» Your task
Your task is to copy the listing exactly, with the pictures left out.

__________________________________________________

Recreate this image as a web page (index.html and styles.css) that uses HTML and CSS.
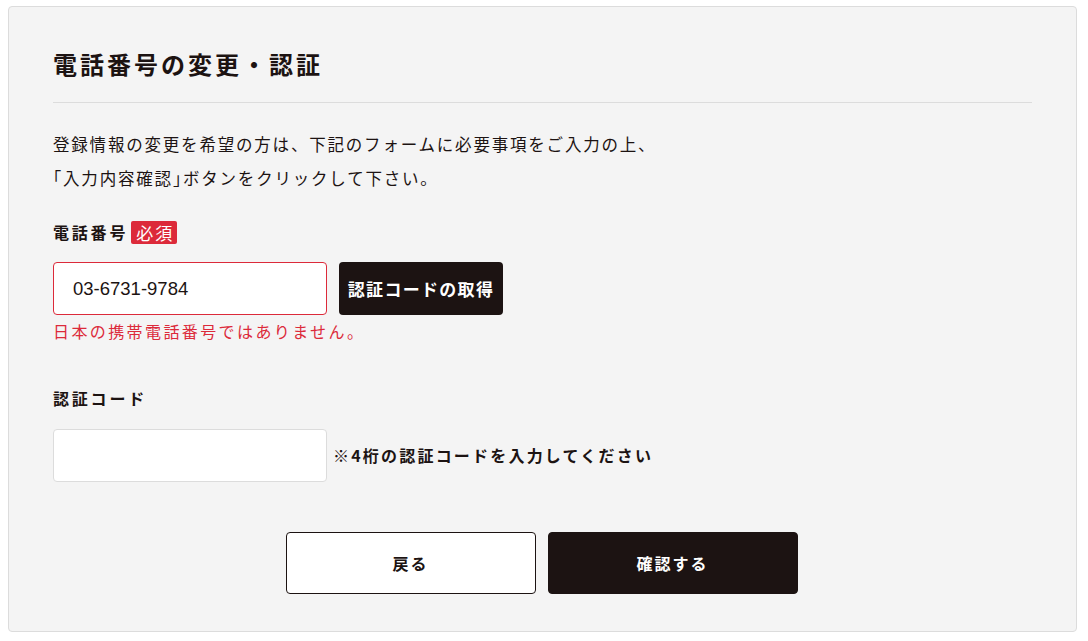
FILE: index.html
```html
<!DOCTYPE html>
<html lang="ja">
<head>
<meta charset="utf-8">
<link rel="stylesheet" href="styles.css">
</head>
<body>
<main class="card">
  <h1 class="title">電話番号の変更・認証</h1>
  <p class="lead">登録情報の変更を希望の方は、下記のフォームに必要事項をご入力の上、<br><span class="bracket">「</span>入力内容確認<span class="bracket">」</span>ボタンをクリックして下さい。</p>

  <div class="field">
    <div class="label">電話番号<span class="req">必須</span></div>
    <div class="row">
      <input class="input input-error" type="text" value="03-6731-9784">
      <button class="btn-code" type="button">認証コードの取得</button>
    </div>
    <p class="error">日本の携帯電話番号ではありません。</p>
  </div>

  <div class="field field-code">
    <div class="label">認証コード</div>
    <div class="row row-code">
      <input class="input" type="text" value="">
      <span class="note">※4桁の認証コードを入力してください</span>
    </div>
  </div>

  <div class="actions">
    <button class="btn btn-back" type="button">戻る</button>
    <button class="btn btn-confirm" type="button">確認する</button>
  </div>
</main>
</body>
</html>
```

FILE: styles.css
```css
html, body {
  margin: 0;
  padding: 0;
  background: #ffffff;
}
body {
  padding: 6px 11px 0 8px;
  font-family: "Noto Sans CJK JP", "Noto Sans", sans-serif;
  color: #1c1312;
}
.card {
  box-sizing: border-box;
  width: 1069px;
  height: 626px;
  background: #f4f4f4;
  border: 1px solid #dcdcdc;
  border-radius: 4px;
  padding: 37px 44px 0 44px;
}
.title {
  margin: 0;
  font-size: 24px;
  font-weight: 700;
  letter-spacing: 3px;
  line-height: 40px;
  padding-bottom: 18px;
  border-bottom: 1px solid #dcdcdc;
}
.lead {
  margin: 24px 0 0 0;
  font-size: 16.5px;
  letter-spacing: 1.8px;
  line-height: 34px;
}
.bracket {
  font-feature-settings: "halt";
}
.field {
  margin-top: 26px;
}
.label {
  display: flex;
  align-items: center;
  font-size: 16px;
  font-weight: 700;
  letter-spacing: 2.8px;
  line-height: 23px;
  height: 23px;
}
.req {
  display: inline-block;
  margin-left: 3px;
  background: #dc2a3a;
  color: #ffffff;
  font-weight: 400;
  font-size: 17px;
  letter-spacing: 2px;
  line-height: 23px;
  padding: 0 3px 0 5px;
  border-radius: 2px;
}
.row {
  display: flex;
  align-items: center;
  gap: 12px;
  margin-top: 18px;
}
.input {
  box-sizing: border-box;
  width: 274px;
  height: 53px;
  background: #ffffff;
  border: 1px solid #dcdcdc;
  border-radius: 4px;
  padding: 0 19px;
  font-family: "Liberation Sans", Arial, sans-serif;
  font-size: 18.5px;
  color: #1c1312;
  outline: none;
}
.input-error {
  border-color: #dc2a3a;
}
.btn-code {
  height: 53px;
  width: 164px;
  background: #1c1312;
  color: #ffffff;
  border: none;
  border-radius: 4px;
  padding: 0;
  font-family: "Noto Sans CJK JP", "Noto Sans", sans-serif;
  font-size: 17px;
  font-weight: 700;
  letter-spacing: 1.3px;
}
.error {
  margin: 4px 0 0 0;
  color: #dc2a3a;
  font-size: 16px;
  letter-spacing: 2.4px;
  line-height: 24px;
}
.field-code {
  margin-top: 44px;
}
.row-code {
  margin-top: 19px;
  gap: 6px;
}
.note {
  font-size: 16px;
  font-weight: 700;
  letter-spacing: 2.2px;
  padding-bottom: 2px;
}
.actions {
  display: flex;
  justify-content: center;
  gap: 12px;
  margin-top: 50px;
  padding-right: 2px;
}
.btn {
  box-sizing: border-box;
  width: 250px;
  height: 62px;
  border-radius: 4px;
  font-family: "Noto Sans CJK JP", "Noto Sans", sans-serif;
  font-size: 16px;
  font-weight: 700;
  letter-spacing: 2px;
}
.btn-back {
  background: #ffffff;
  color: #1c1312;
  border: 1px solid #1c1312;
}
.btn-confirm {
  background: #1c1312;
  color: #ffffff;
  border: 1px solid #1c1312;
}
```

__________________________________________________

» Complete response
Recreate this image as a web page (index.html and styles.css) that uses HTML and CSS.
FILE: index.html
```html
<!DOCTYPE html>
<html lang="ja">
<head>
<meta charset="utf-8">
<link rel="stylesheet" href="styles.css">
</head>
<body>
<main class="card">
  <h1 class="title">電話番号の変更・認証</h1>
  <p class="lead">登録情報の変更を希望の方は、下記のフォームに必要事項をご入力の上、<br><span class="bracket">「</span>入力内容確認<span class="bracket">」</span>ボタンをクリックして下さい。</p>

  <div class="field">
    <div class="label">電話番号<span class="req">必須</span></div>
    <div class="row">
      <input class="input input-error" type="text" value="03-6731-9784">
      <button class="btn-code" type="button">認証コードの取得</button>
    </div>
    <p class="error">日本の携帯電話番号ではありません。</p>
  </div>

  <div class="field field-code">
    <div class="label">認証コード</div>
    <div class="row row-code">
      <input class="input" type="text" value="">
      <span class="note">※4桁の認証コードを入力してください</span>
    </div>
  </div>

  <div class="actions">
    <button class="btn btn-back" type="button">戻る</button>
    <button class="btn btn-confirm" type="button">確認する</button>
  </div>
</main>
</body>
</html>
```

FILE: styles.css
```css
html, body {
  margin: 0;
  padding: 0;
  background: #ffffff;
}
body {
  padding: 6px 11px 0 8px;
  font-family: "Noto Sans CJK JP", "Noto Sans", sans-serif;
  color: #1c1312;
}
.card {
  box-sizing: border-box;
  width: 1069px;
  height: 626px;
  background: #f4f4f4;
  border: 1px solid #dcdcdc;
  border-radius: 4px;
  padding: 37px 44px 0 44px;
}
.title {
  margin: 0;
  font-size: 24px;
  font-weight: 700;
  letter-spacing: 3px;
  line-height: 40px;
  padding-bottom: 18px;
  border-bottom: 1px solid #dcdcdc;
}
.lead {
  margin: 24px 0 0 0;
  font-size: 16.5px;
  letter-spacing: 1.8px;
  line-height: 34px;
}
.bracket {
  font-feature-settings: "halt";
}
.field {
  margin-top: 26px;
}
.label {
  display: flex;
  align-items: center;
  font-size: 16px;
  font-weight: 700;
  letter-spacing: 2.8px;
  line-height: 23px;
  height: 23px;
}
.req {
  display: inline-block;
  margin-left: 3px;
  background: #dc2a3a;
  color: #ffffff;
  font-weight: 400;
  font-size: 17px;
  letter-spacing: 2px;
  line-height: 23px;
  padding: 0 3px 0 5px;
  border-radius: 2px;
}
.row {
  display: flex;
  align-items: center;
  gap: 12px;
  margin-top: 18px;
}
.input {
  box-sizing: border-box;
  width: 274px;
  height: 53px;
  background: #ffffff;
  border: 1px solid #dcdcdc;
  border-radius: 4px;
  padding: 0 19px;
  font-family: "Liberation Sans", Arial, sans-serif;
  font-size: 18.5px;
  color: #1c1312;
  outline: none;
}
.input-error {
  border-color: #dc2a3a;
}
.btn-code {
  height: 53px;
  width: 164px;
  background: #1c1312;
  color: #ffffff;
  border: none;
  border-radius: 4px;
  padding: 0;
  font-family: "Noto Sans CJK JP", "Noto Sans", sans-serif;
  font-size: 17px;
  font-weight: 700;
  letter-spacing: 1.3px;
}
.error {
  margin: 4px 0 0 0;
  color: #dc2a3a;
  font-size: 16px;
  letter-spacing: 2.4px;
  line-height: 24px;
}
.field-code {
  margin-top: 44px;
}
.row-code {
  margin-top: 19px;
  gap: 6px;
}
.note {
  font-size: 16px;
  font-weight: 700;
  letter-spacing: 2.2px;
  padding-bottom: 2px;
}
.actions {
  display: flex;
  justify-content: center;
  gap: 12px;
  margin-top: 50px;
  padding-right: 2px;
}
.btn {
  box-sizing: border-box;
  width: 250px;
  height: 62px;
  border-radius: 4px;
  font-family: "Noto Sans CJK JP", "Noto Sans", sans-serif;
  font-size: 16px;
  font-weight: 700;
  letter-spacing: 2px;
}
.btn-back {
  background: #ffffff;
  color: #1c1312;
  border: 1px solid #1c1312;
}
.btn-confirm {
  background: #1c1312;
  color: #ffffff;
  border: 1px solid #1c1312;
}
```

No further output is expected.